Iggys House, a company that offers discount real estate services and also has mortgage operations, has withdrawn its request for initial public offering, according to documents filed Wednesday with the Securities and Exchange Commission.

The company had plans to sell 3 million shares of common stock at a price of about $5 to $6 a share in its IPO, according to previous filings. (See Inman News story.)

Iggys House CEO Joseph Fox said today that the poor market conditions caused the company to rethink the timing of the IPO.

“We decided to push it off until later in the year when we think market conditions will be more opportunistic for us in terms of going public at that time,” Fox said.

Iggys House was cited as one of five companies that in the last two days have withdrawn their initial public offerings, according to a write-up in the New York Times’ DealBook.

In the last two days, U.S. stock markets have been on a roller-coaster ride, with the Dow seeing triple-digit swings down and up. Markets are roiling from talks of a recession, and multibillion-dollar losses reported at major financial institutions.

Iggys House had filed its initial IPO report, known as a preliminary prospectus, in August, and was seeking to list its stock on the NASDAQ exchange under the symbol “IGGY.”

Iggys House offers buyers about 75 percent of the commission it receives from the home seller or listing broker through its BuySide Realty subsidiary and free entry into a multiple listing service for home sellers through its Iggys House brand.

The company recently launched its BuySide Realty services in Texas, Fox said today.

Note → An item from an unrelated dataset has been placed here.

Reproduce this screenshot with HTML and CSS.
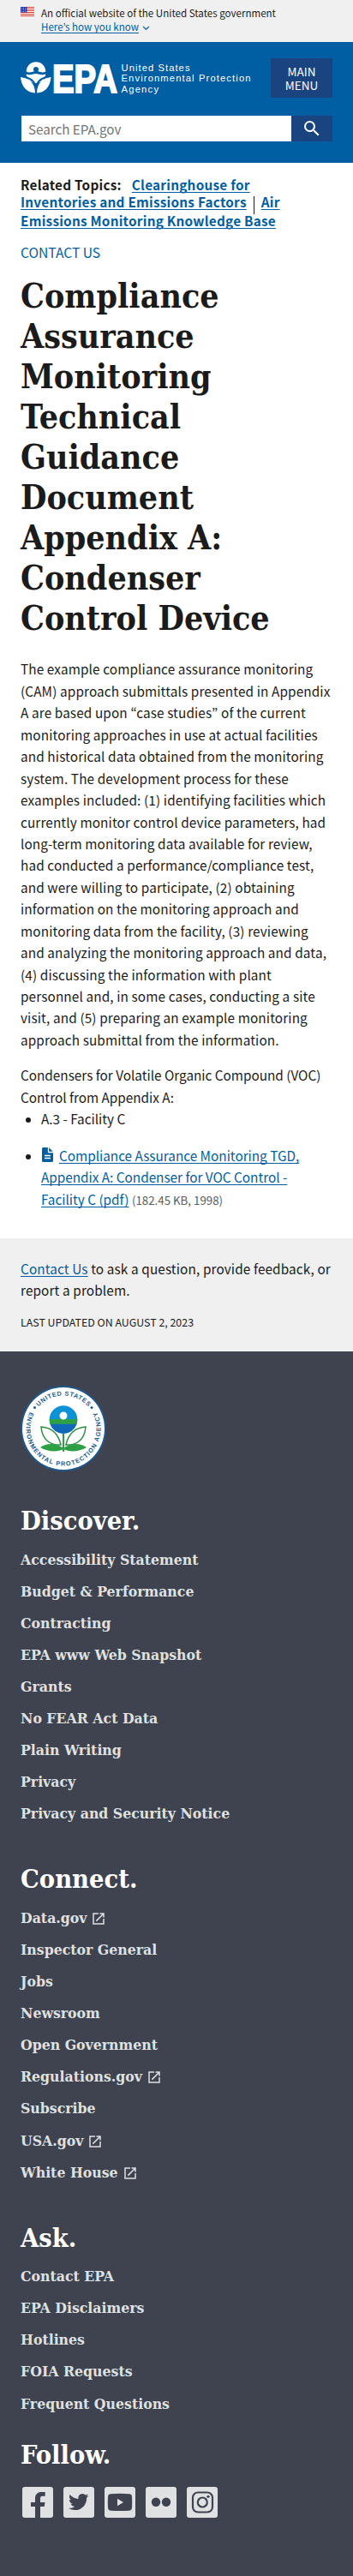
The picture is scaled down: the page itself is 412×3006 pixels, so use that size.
FILE: index.html
```html
<!DOCTYPE html>
<html lang="en">
<head>
<meta charset="utf-8">
<title>Compliance Assurance Monitoring Technical Guidance Document Appendix A: Condenser Control Device | US EPA</title>
<link rel="stylesheet" href="styles.css">
</head>
<body>
<svg width="0" height="0" class="defs" aria-hidden="true">
  <symbol id="launch" viewBox="0 0 24 24"><path d="M19 19H5V5h7V3H3v18h18v-9h-2v7zM14 3v2h3.6l-9.8 9.8 1.4 1.4L19 6.4V10h2V3h-7z"/></symbol>
</svg>
<section class="banner">
  <svg class="flag" viewBox="0 0 16 11">
    <rect width="16" height="11" fill="#fff"/>
    <path d="M0 .5h16M0 2.5h16M0 4.5h16M0 6.5h16M0 8.5h16M0 10.5h16" stroke="#d8392b"/>
    <rect width="8" height="6.5" fill="#2433b0"/>
    <path d="M1 1.5h7M1 3.5h7M1 5.5h7" stroke="#dfe3ff" stroke-width=".8" stroke-dasharray="1 1"/>
  </svg>
  <div class="banner-text">
    <p>An official website of the United States government</p>
    <p><a href="#" class="know">Here’s how you know</a><svg class="chevron" viewBox="0 0 9 6"><path d="M1 1l3.5 3.3L8 1" fill="none" stroke="#2672a8" stroke-width="1.5"/></svg></p>
  </div>
</section>
<header class="header">
  <div class="header-top">
    <svg class="logo" viewBox="0 0 272 40">
      <g fill="#fff">
        <path d="M6.700 10.500a11.300 11.300 0 0 1 22.600 0q-3 1.700-6.300.5-5-1.800-9.500 0-3.800 1.200-6.800-.5z"/>
        <path d="M6.700 13.600q4 1.200 7.800-.2 3.700-1 7.500.4 3.500 1 7.300-.2a11.300 10.500 0 0 1-22.600 0z"/>
        <path d="M0 17c9 .5 17 7 17 18.500C7 35 1 28 0 17z"/>
        <path d="M35.500 17c-9 .5-16.500 7-16.500 18.500 10-.5 15.500-7.500 16.500-18.500z"/>
      </g>
      <circle cx="18" cy="8" r="3" fill="#005ea2"/>
      <path d="M0 15.800c9 1 15.500 5 18 11.500 2.500-6.500 8.500-10.500 17.500-11.500" fill="none" stroke="#005ea2" stroke-width="2"/>
      <text class="logo-epa" x="37" y="34.500" textLength="76" lengthAdjust="spacingAndGlyphs">EPA</text>
      <text class="logo-name" x="117.500" y="9.500" textLength="80">United States</text>
      <text class="logo-name" x="117.500" y="22.300" textLength="151">Environmental Protection</text>
      <text class="logo-name" x="117.500" y="35.200" textLength="43.500">Agency</text>
    </svg>
    <button class="menu">MAIN<br>MENU</button>
  </div>
  <div class="search">
    <div class="field">Search EPA.gov</div>
    <button class="go"><svg viewBox="0 0 24 24"><path fill="#fff" d="M15.500 14h-.79l-.28-.27A6.471 6.471 0 0 0 16 9.500 6.500 6.500 0 1 0 9.500 16c1.610 0 3.090-.59 4.230-1.570l.27.280v.79l5 4.990L20.490 19l-4.990-5zm-6 0C7.010 14 5 11.990 5 9.500S7.010 5 9.500 5 14 7.010 14 9.500 11.990 14 9.500 14z"/></svg></button>
  </div>
</header>
<main class="main">
  <div class="related"><span class="related-label">Related Topics:</span><a href="#">Clearinghouse for<br>Inventories and Emissions Factors</a><span class="bar"></span><a href="#">Air<br>Emissions Monitoring Knowledge Base</a></div>
  <p class="contact">CONTACT US</p>
  <h1>Compliance<br>Assurance<br>Monitoring<br>Technical<br>Guidance<br>Document<br>Appendix A:<br>Condenser<br>Control Device</h1>
  <p class="copy">The example compliance assurance monitoring<br>(CAM) approach submittals presented in Appendix<br>A are based upon “case studies” of the current<br>monitoring approaches in use at actual facilities<br>and historical data obtained from the monitoring<br>system. The development process for these<br>examples included: (1) identifying facilities which<br>currently monitor control device parameters, had<br>long-term monitoring data available for review,<br>had conducted a performance/compliance test,<br>and were willing to participate, (2) obtaining<br>information on the monitoring approach and<br>monitoring data from the facility, (3) reviewing<br>and analyzing the monitoring approach and data,<br>(4) discussing the information with plant<br>personnel and, in some cases, conducting a site<br>visit, and (5) preparing an example monitoring<br>approach submittal from the information.</p>
  <p class="copy list-intro">Condensers for Volatile Organic Compound (VOC)<br>Control from Appendix A:</p>
  <ul class="copy files">
    <li>A.3 - Facility C</li>
    <li><svg class="doc" viewBox="0 0 13 17"><path fill="#005ea2" d="M1.500 0H8l5 5v10.500a1.500 1.500 0 0 1-1.500 1.500h-10A1.500 1.500 0 0 1 0 15.500v-14A1.500 1.500 0 0 1 1.500 0z"/><path d="M7.500 0v5.500H13M3 9.500h7M3 12.500h7" fill="none" stroke="#fff" stroke-width="1.300"/></svg><a href="#">Compliance Assurance Monitoring TGD,<br>Appendix A: Condenser for VOC Control -<br>Facility C (pdf)</a> <span class="size">(182.45 KB, 1998)</span></li>
  </ul>
</main>
<section class="updated">
  <p class="copy"><a href="#">Contact Us</a> to ask a question, provide feedback, or<br>report a problem.</p>
  <p class="date">LAST UPDATED ON AUGUST 2, 2023</p>
</section>
<footer class="footer">
  <svg class="seal" viewBox="0 0 100 100">
    <circle cx="50" cy="50" r="50" fill="#1f5788"/>
    <circle cx="50" cy="50" r="48" fill="#fff"/>
    <defs>
      <path id="arc-top" d="M11.500 50a38.500 38.500 0 0 1 77 0"/>
      <path id="arc-bottom" d="M14 25.600A43.500 43.500 0 1 0 86 25.600"/>
    </defs>
    <text class="seal-text"><textPath href="#arc-top" startOffset="50%" text-anchor="middle" textLength="65">UNITED STATES</textPath></text>
    <text class="seal-text"><textPath href="#arc-bottom" startOffset="50%" text-anchor="middle" textLength="177">ENVIRONMENTAL PROTECTION AGENCY</textPath></text>
    <circle cx="16.500" cy="25.500" r="1.500" fill="#1b5a8c"/><circle cx="83" cy="25.500" r="1.500" fill="#1b5a8c"/>
    <circle cx="50" cy="39.500" r="16.300" fill="#0d92d6"/>
    <path fill="#1268b8" d="M34.500 44.500h31a16.300 16.300 0 0 1-31 0z"/>
    <path fill="#2d9f45" d="M33.700 39h32.600q0 3-.8 5.700h-31q-.8-2.700-.8-5.700z"/>
    <circle cx="50" cy="35" r="4.500" fill="#fff"/>
    <path fill="#2d9f45" d="M49 56h2v21h-2z"/>
    <path fill="#fff" stroke="#2d8d43" stroke-width="1.500" d="M24 48c12 1 20 7 23 21-12 1-22-6-23-21zM76 48c-12 1-20 7-23 21 12 1 22-6 23-21z"/>
    <path fill="#2d9f45" d="M23 72c7-5 18-6 27 1 9-7 20-6 27-1-8 5-20 6-27 2-7 4-19 3-27-2z"/>
  </svg>
  <h2>Discover.</h2>
  <ul class="links">
    <li>Accessibility Statement</li><li>Budget &amp; Performance</li><li>Contracting</li><li>EPA www Web Snapshot</li><li>Grants</li><li>No FEAR Act Data</li><li>Plain Writing</li><li>Privacy</li><li>Privacy and Security Notice</li>
  </ul>
  <h2>Connect.</h2>
  <ul class="links">
    <li>Data.gov<svg class="ext"><use href="#launch"/></svg></li><li>Inspector General</li><li>Jobs</li><li>Newsroom</li><li>Open Government</li><li>Regulations.gov<svg class="ext"><use href="#launch"/></svg></li><li>Subscribe</li><li>USA.gov<svg class="ext"><use href="#launch"/></svg></li><li>White House<svg class="ext"><use href="#launch"/></svg></li>
  </ul>
  <h2>Ask.</h2>
  <ul class="links last">
    <li>Contact EPA</li><li>EPA Disclaimers</li><li>Hotlines</li><li>FOIA Requests</li><li>Frequent Questions</li>
  </ul>
  <h2>Follow.</h2>
  <div class="social">
    <svg viewBox="0 0 36 36"><rect class="tile" width="36" height="36" rx="3"/><path class="mark" d="M15 36V23h-5v-5h5v-4.500c0-5 3-7.500 7.500-7.500h4.200v4.800H24c-2.500 0-3 1.200-3 3V18h5.500l-.8 5H21v13z"/></svg>
    <svg viewBox="0 0 36 36"><rect class="tile" width="36" height="36" rx="3"/><path class="mark" transform="translate(6 5.800) scale(.98)" d="M23.953 4.570a10 10 0 0 1-2.825.775 4.958 4.958 0 0 0 2.163-2.723c-.951.555-2.005.959-3.127 1.184a4.920 4.920 0 0 0-8.384 4.482C7.690 8.095 4.067 6.130 1.640 3.162a4.822 4.822 0 0 0-.666 2.475c0 1.710.87 3.213 2.188 4.096a4.904 4.904 0 0 1-2.228-.616v.06a4.923 4.923 0 0 0 3.946 4.827 4.996 4.996 0 0 1-2.212.085 4.936 4.936 0 0 0 4.604 3.417 9.867 9.867 0 0 1-6.102 2.105c-.39 0-.779-.023-1.170-.067a13.995 13.995 0 0 0 7.557 2.209c9.053 0 13.998-7.496 13.998-13.985 0-.21 0-.42-.015-.63A9.935 9.935 0 0 0 24 4.590z"/></svg>
    <svg viewBox="0 0 36 36"><rect class="tile" width="36" height="36" rx="3"/><path class="mark" d="M7 8.300q11-1 22 0 3 .2 3 3.500.4 6 0 12.500 0 3-3 3.400-11 .7-22 0-3-.4-3-3.400-.4-6.500 0-12.500 0-3.300 3-3.500z"/><path class="tile" d="M15 13.800v8.400l7-4.200z"/></svg>
    <svg viewBox="0 0 36 36"><rect class="tile" width="36" height="36" rx="3"/><circle class="mark" cx="12" cy="17.700" r="5.200"/><circle class="mark" cx="24" cy="17.700" r="5.200"/></svg>
    <svg viewBox="0 0 36 36"><rect class="tile" width="36" height="36" rx="3"/><rect class="line" x="7" y="6.500" width="23" height="23" rx="6"/><circle class="line" cx="18.300" cy="18" r="5.500"/><circle class="mark" cx="25" cy="11.300" r="1.600"/></svg>
  </div>
</footer>
</body>
</html>
```
FILE: styles.css
```css
* { box-sizing: border-box; }
body {
  margin: 0;
  background: #fff;
  color: #1b1b1b;
  font-family: "Noto Sans CJK KR", "Open Sans", sans-serif;
  font-size: 15.3px;
  white-space: nowrap;
}
p, h1, h2, ul { margin: 0; padding: 0; }
a { color: #005ea2; text-decoration-line: underline; text-decoration-skip-ink: none; text-underline-offset: 2px; text-decoration-thickness: 1px; }
.defs { display: block; height: 0; }
.banner { height: 49px; padding: 7px 24px 0; display: flex; gap: 8px; background: #f0f0f0; font-size: 11.550px; line-height: 16px; }
.flag { width: 16px; height: 11px; margin-top: 1px; }
.chevron { width: 9px; height: 6px; margin-left: 4px; }
.header { height: 141px; padding: 19px 24px 0; background: #005ea2; }
.header-top { display: flex; justify-content: space-between; height: 46px; }
.logo { width: 272px; height: 40px; margin-top: 5px; overflow: visible; }
.logo-epa { font: bold 46px "Liberation Sans", Arial, sans-serif; fill: #fff; stroke: #fff; stroke-width: 2px; }
.logo-name { font: 11.200px "Liberation Sans", Arial, sans-serif; fill: #fff; }
button { border: 0; margin: 0; padding: 0; background: #1a4480; color: #fff; font: 13.500px/16px "Noto Sans CJK KR", sans-serif; }
.menu { width: 72px; height: 46px; }
.search { display: flex; margin: 21px 0 0 1px; height: 30px; }
.field { flex: 1; padding-left: 8px; background: #fff; color: #757575; font-size: 15.200px; line-height: 30px; }
.go { width: 48px; height: 30px; display: flex; justify-content: center; align-items: center; }
.go svg { width: 24px; height: 24px; }
.main { height: 1255px; padding: 14.500px 24px 0; }
.related { font-weight: bold; line-height: 20.700px; letter-spacing: .25px; }
.related-label { margin-right: 12px; }
.bar { display: inline-block; width: 1px; height: 21px; margin: -3px 8px; background: #1b1b1b; vertical-align: -5px; }
.contact { margin-top: 14.500px; font-size: 15.600px; line-height: 25.400px; color: #005ea2; }
h1, h2, .links { font-family: "DejaVu Serif Condensed", "DejaVu Serif", serif; font-stretch: condensed; font-weight: bold; }
h1 { margin-top: 14.500px; font-size: 39px; line-height: 46.900px; }
.copy { line-height: 25.430px; letter-spacing: .13px; }
h1 + .copy { margin-top: 24px; }
.list-intro { margin-top: 16px; letter-spacing: 0; }
.files { list-style: none; padding-left: 24px; letter-spacing: 0; }
.files li { position: relative; }
.files li::before { content: ""; position: absolute; left: -18px; top: 11px; width: 6px; height: 6px; border-radius: 50%; background: #1b1b1b; }
.files li + li { margin-top: 17px; }
.doc { width: 13px; height: 17px; margin: 0 7px 0 1px; vertical-align: -1px; }
.size { font-size: 13.300px; color: #5c5c5c; }
.updated { height: 132px; padding: 23px 24px 0; background: #f0f0f0; }
.date { margin-top: 12px; font-size: 12.400px; line-height: 24px; }
.footer { height: 1429px; padding: 40px 24px 0; background: #3f434f; color: #dfe1e2; }
.seal { display: block; width: 100px; height: 100px; }
.seal-text { font: bold 7.300px "Liberation Sans", Arial, sans-serif; fill: #1b5a8c; }
h2 { margin-top: 38px; margin-bottom: 1px; font-size: 30.500px; line-height: 38px; color: #fff; }
.links { margin-top: 7.500px; list-style: none; font-size: 17.500px; line-height: 37.100px; }
h2 + .links { margin-top: 8.500px; }
.last + h2 { margin-top: 21.700px; }
.ext { width: 18px; height: 18px; margin-left: 5px; vertical-align: -4px; fill: currentColor; }
.social { display: flex; gap: 12px; margin: 19px 0 0 2px; }
.social svg { width: 36px; height: 36px; }
.tile { fill: #dfe1e2; }
.mark { fill: #3f434f; }
.line { fill: none; stroke: #3f434f; stroke-width: 2.200px; }
```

The company was founded by brothers Joseph and Avi Fox, who in 1996 created online stock brokerage company Web Street Securities and later took that company public and sold it to E-trade in 2001.

In an amended report for the IPO, filed with the SEC on Oct. 9, the company estimated that its net proceeds from the IPO would be about $14.2 million, based on an IPO price of $5.50 per share. The company at the time expected to spend about $3 million to $3.5 million in the following 12 months “to further develop our brand through new advertising and marketing programs,” and to spend about $2 million to $2.5 million for technology development.